Ni Monnet ni Schuman ni De Gasperi hubieran podido soportar el nacionalismo ramplón emergente que agita el populismo

Es posible que por una razón tan simple como compleja. El capitalismo liberal de los años 90 acabó siendo depredador y codicioso. Envalentonado tras la caída del Muro y a remolque del éxito de la globalización tras la entrada de China en la Organización Mundial de Comercio (OMC), lo que permitió abaratar precios, pero con un indudable coste social, se olvidó de los desperfectos que dejaba el nuevo sistema económico, lo que a la postre derivó en la crisis financiera de 2008. Obviamente, no solo en Europa, sino, sobre todo, en EEUU. La dejación que se ha hecho durante décadas de la política industrial es el mejor ejemplo de un fracaso histórico.

Hambre de reformas

Trump, de hecho, es un producto de los agujeros del sistema, como Meloni, Le Pen o Wilders, que vampirizan todo aquello que deja a la intemperie no solo el modelo económico, también una generación de políticos, herederos de su época, que ha perdido el hambre de reformas, como dijo en su día alguien poco sospechoso como es el semanario de The Economist. El hambre de reformas no se refiere a hacer ajustes, como a menudo se interpretan los cambios legislativos, sino a la necesidad de dar un salto adicional en la integración económica para competir en igualdad de condiciones con China y EEUU, que gozan de un mismo mercado de capitales con el que pueden financiar sus respectivas economías. Pero también mediante la integración política.
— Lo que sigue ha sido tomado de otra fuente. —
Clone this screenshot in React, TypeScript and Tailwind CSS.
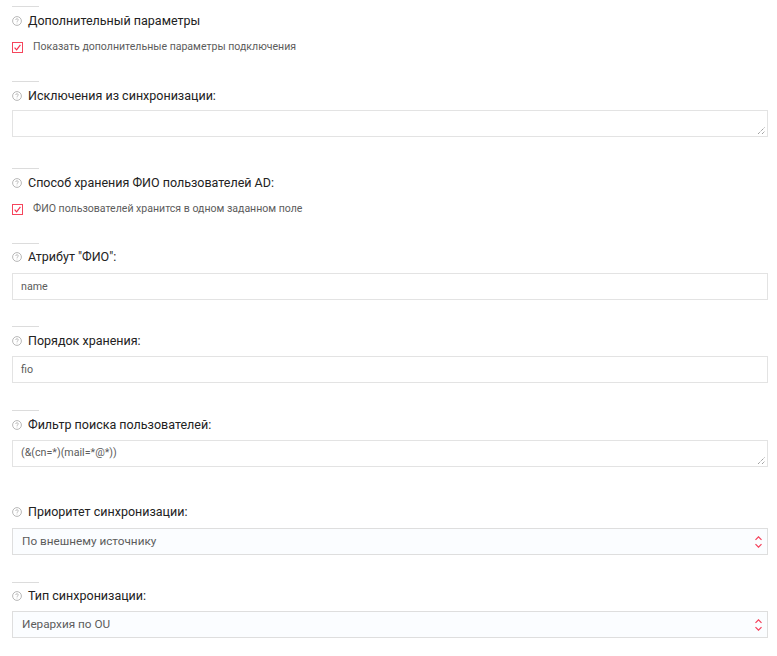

El hecho de que las elecciones europeas se sigan viendo en clave nacional, desde luego en España, es la viva imagen de un fracaso europeo

El hecho de que las elecciones europeas se sigan viendo en clave nacional, desde luego en España, es la viva imagen de un fracaso europeo y del sistema político. Como lo es la política de alianzas oportunista —y que en la práctica es una señal de debilidad— que algunas fuerzas están pergeñando y que a la postre construirá mayorías artificiales que, incluso, pueden ahogar algunos de los valores fundacionales de la propia Unión Europea. Lo que diferencia a estas elecciones de las anteriores es que los euroescépticos ahora aceptan las reglas del sistema para poder cambiarlas desde dentro. Una especie de entrismo que amenaza con convertirse en un verdadero caballo de Troya para la propia Europa.
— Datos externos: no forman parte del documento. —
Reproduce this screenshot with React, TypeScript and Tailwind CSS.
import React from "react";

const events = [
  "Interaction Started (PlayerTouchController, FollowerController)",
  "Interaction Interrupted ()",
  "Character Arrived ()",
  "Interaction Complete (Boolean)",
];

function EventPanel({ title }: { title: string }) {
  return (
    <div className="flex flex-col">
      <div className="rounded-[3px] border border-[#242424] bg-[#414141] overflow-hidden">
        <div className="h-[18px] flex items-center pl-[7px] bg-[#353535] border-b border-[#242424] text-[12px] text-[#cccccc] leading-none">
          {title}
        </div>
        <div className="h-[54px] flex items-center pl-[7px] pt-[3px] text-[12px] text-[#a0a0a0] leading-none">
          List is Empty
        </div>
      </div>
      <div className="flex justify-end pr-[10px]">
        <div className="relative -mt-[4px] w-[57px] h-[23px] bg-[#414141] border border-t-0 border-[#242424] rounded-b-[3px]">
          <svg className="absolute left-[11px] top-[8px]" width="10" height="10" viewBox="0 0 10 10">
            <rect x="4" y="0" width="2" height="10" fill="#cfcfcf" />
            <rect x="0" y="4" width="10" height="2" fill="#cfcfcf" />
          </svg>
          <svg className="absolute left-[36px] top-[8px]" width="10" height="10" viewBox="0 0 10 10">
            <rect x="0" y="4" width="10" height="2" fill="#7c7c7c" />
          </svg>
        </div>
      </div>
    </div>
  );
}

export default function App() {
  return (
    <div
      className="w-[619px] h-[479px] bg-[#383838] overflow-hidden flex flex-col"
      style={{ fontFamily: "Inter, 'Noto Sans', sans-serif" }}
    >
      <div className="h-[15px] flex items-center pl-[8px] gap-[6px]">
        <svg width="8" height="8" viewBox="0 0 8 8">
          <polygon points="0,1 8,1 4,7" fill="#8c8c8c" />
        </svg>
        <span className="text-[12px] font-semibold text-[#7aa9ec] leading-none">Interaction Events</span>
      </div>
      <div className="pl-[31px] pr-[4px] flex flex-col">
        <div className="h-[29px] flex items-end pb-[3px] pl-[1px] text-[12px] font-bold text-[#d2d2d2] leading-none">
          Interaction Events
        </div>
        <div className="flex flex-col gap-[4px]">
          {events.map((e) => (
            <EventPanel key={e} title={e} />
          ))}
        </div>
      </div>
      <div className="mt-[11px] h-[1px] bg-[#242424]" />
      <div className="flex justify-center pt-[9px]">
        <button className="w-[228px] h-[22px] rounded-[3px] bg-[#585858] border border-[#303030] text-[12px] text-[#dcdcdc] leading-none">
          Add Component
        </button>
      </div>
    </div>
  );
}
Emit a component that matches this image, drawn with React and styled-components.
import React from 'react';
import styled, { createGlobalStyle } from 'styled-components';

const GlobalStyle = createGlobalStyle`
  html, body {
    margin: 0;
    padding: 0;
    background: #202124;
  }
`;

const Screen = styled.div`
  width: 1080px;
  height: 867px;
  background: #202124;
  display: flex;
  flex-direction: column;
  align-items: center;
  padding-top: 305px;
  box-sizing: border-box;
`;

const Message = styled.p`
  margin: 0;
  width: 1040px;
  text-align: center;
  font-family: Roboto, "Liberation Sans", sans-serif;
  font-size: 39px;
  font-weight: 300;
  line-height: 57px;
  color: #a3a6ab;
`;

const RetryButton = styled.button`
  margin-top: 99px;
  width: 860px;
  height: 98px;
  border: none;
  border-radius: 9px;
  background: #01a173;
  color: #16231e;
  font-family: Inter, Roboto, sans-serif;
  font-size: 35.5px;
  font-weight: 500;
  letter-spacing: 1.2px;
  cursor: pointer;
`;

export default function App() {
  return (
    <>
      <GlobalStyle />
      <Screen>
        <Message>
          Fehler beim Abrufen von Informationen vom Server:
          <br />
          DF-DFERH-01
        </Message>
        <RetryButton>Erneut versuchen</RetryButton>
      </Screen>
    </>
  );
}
Crea desasosiego, de hecho, que en países como España, Francia o Alemania, el núcleo económico de la UE, las elecciones hayan derivado en un plebiscito sobre el partido en el poder, mientras que en otros acecha la abstención como una demostración de que la actual fórmula de elección del parlamento europeo está agotada.

Tal vez el error haya sido, como señaló Enrico Letta en su reciente informe, en que a la UE, frente a la opinión de sus fundadores, se le ha querido dar un carácter técnico, de ahí la montaña de burocracia en que se ha convertido hoy Bruselas, cuando el proyecto europeo es político, como no puede ser de otra manera. Incluso muchas decisiones económicas se elaboran a partir de supuestas evidencias que ignoran el carácter estratégico del proyecto europeo. De aquellos polvos, estos lodos.

Fue el poeta José Hierro quien en una ocasión, durante una entrevista, dijo que él nunca se iría de vacaciones a un país al que no hubieran llegado los romanos. Más allá de la broma, Hierro se refería a la extraordinaria herencia civilizatoria del imperio romano, y aunque se le pueda acusar injustamente de un cierto eurocentrismo si se hace una lectura apresurada y fuera de contexto, lo cierto es que no le faltaba razón.